At the gentle urging of their daughter - an only child - the Lynches said they began plotting their descent from the mountaintop several years ago. In retrospect, they say it would have been easier to do five or 10 years ago when they had fewer belongings and stronger backs.

But leaving a house you've lived in for 42 years is never easy. There are emotional attachments, for sure. But there is also the plain hard work of dividing a lifetime's worth of personal belongings in to piles labeled keep, give away, sell or trash. It's like editing your life story with a dull pencil.

Fortunately, the Lynches found an estate-sale company that specializes in helping people sort through their belongings and emerge with only the essentials. Most of their household goods were sold on consignment, and they rent storage space for some things that wouldn't fit in the new apartment.

Going from an idyllic mountain neighborhood to the hustle and bustle of downtown took some getting used to, the Lynches say.

"The hardest thing to leave was the quiet of the (mountain) neighborhood," Mary B. says. "We miss the simplicity of calling over to the neighbors."

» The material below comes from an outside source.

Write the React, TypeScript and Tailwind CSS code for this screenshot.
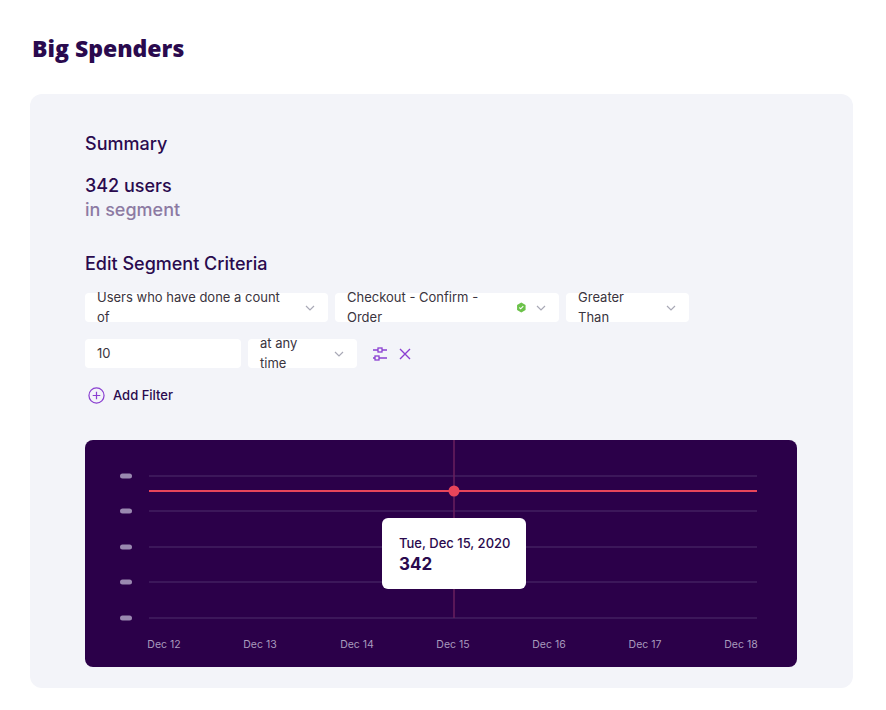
import React from "react";

const Chev = () => (
  <svg width="12" height="12" viewBox="0 0 12 12" className="ml-auto shrink-0"><path d="M2 4l4 4 4-4" fill="none" stroke="#a9a9b6" strokeWidth="1.2" /></svg>
);

function Select({ w, children }: { w: string; children: React.ReactNode }) {
  return (
    <div className={`${w} h-[29px] bg-white rounded flex items-center pl-3 pr-3 gap-2 text-[13px] text-[#3a3440]`}>
      {children}
      <Chev />
    </div>
  );
}

export default function App() {
  const grid = [476, 511, 547, 582, 618];
  const labels = ["Dec 12", "Dec 13", "Dec 14", "Dec 15", "Dec 16", "Dec 17", "Dec 18"];
  const xs = [164, 260, 357, 453, 549, 645, 741];
  return (
    <div className="w-[886px] h-[710px] bg-white text-[#2a0a4e]" style={{ fontFamily: "Inter, 'Noto Sans', sans-serif" }}>
      <h1 className="pt-[33px] pl-[32px] text-[23px] font-black leading-[30px]" style={{ fontFamily: "'Open Sans', Inter, sans-serif" }}>Big Spenders</h1>
      <div className="mt-[31px] ml-[30px] w-[823px] h-[594px] bg-[#f3f4f9] rounded-xl pl-[55px] pt-[38px]">
        <div className="text-[18px] font-medium leading-[24px]">Summary</div>
        <div className="mt-[18px] text-[18px] font-medium leading-[24px]">342 users</div>
        <div className="text-[18px] font-medium leading-[24px] text-[#8c7aa3]">in segment</div>
        <div className="mt-[30px] text-[18px] font-medium leading-[24px]">Edit Segment Criteria</div>
        <div className="mt-[17px] flex gap-[7px]">
          <Select w="w-[243px]">Users who have done a count of</Select>
          <Select w="w-[224px]">
            <span className="flex items-center">
              Checkout - Confirm - Order
              <svg width="11" height="11" viewBox="0 0 12 12" className="ml-[5px]"><path d="M6 0.5l4.8 2.75v5.5L6 11.5 1.2 8.75v-5.5z" fill="#6cc24a" /><path d="M3.8 6l1.5 1.5 2.9-3" fill="none" stroke="white" strokeWidth="1.2" /></svg>
            </span>
          </Select>
          <Select w="w-[123px]">Greater Than</Select>
        </div>
        <div className="mt-[17px] flex items-center gap-[7px]">
          <div className="w-[156px] h-[29px] bg-white rounded flex items-center pl-3 text-[13px] text-[#3a3440]">10</div>
          <Select w="w-[109px]">at any time</Select>
          <svg width="16" height="16" viewBox="0 0 16 16" className="ml-[8px]" fill="none" stroke="#8a3fd1" strokeWidth="1.3">
            <path d="M1 4h5M10 4h5M1 12h2M7 12h8" /><rect x="6" y="2" width="4" height="4" /><rect x="3" y="10" width="4" height="4" />
          </svg>
          <svg width="14" height="14" viewBox="0 0 14 14" className="ml-[3px]" stroke="#8a3fd1" strokeWidth="1.4"><path d="M2 2l10 10M12 2L2 12" /></svg>
        </div>
        <div className="mt-[18px] flex items-center gap-[8px] pl-[3px] text-[13px] font-medium">
          <svg width="17" height="17" viewBox="0 0 18 18" fill="none" stroke="#8a3fd1" strokeWidth="1.3"><circle cx="9" cy="9" r="8" /><path d="M9 5v8M5 9h8" /></svg>
          Add Filter
        </div>
        <div className="relative mt-[34px] w-[712px] h-[227px] bg-[#2b0049] rounded-lg overflow-hidden">
          <svg width="712" height="227" className="absolute inset-0">
            {grid.map((y) => (
              <g key={y}>
                <line x1="64" x2="672" y1={y - 440} y2={y - 440} stroke="#4e2f6c" strokeWidth="1" />
                <rect x="35" y={y - 442.5} width="12" height="5" rx="2.5" fill="#9a88b0" />
              </g>
            ))}
            <line x1="369" x2="369" y1="0" y2="178" stroke="#6a1f5e" strokeWidth="1.5" />
            <line x1="64" x2="672" y1="51" y2="51" stroke="#e8455a" strokeWidth="2" />
            <circle cx="369" cy="51" r="5.5" fill="#e8455a" />
            {labels.map((l, i) => (
              <text key={l} x={xs[i] - 85} y="208" textAnchor="middle" fontSize="10.5" fill="#a99bbd" fontFamily="Inter, sans-serif">{l}</text>
            ))}
          </svg>
          <div className="absolute left-[297px] top-[78px] w-[144px] h-[71px] bg-white rounded-md pl-[17px] pt-[17px]">
            <div className="text-[13px] font-medium leading-[16px]">Tue, Dec 15, 2020</div>
            <div className="text-[17px] font-bold leading-[22px] mt-[2px]">342</div>
          </div>
        </div>
      </div>
    </div>
  );
}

At their new apartment, part of an $11 million, 100-unit complex, the Lynches can sit on their deck and people-watch. They had a ringside seat for this summer's Riverbend festival, and they often can hear live music wafting down from the Hunter Museum of American Art. They have favorite downtown restaurants and plenty of places to walk. Mary B. has fashioned the spare bedroom into a sun-splashed art studio.

There's something invigorating about living in an apartment complex where the renter mix ranges from millennials to members of the Greatest Generation. Almost every weekend there are parties on the roof. Pets are everywhere, including the Lynches' cat, Sweet Thing.

In six months, Jim, Mary B., and Sweet Thing seem to have settled into a comfortable life downtown - with no more stairs to climb, no more big house to maintain. Mary B. has even found some rosebushes outside the apartment building to tend. All in all, the move seems to have been a success.

As the saying goes, home is where the heart is.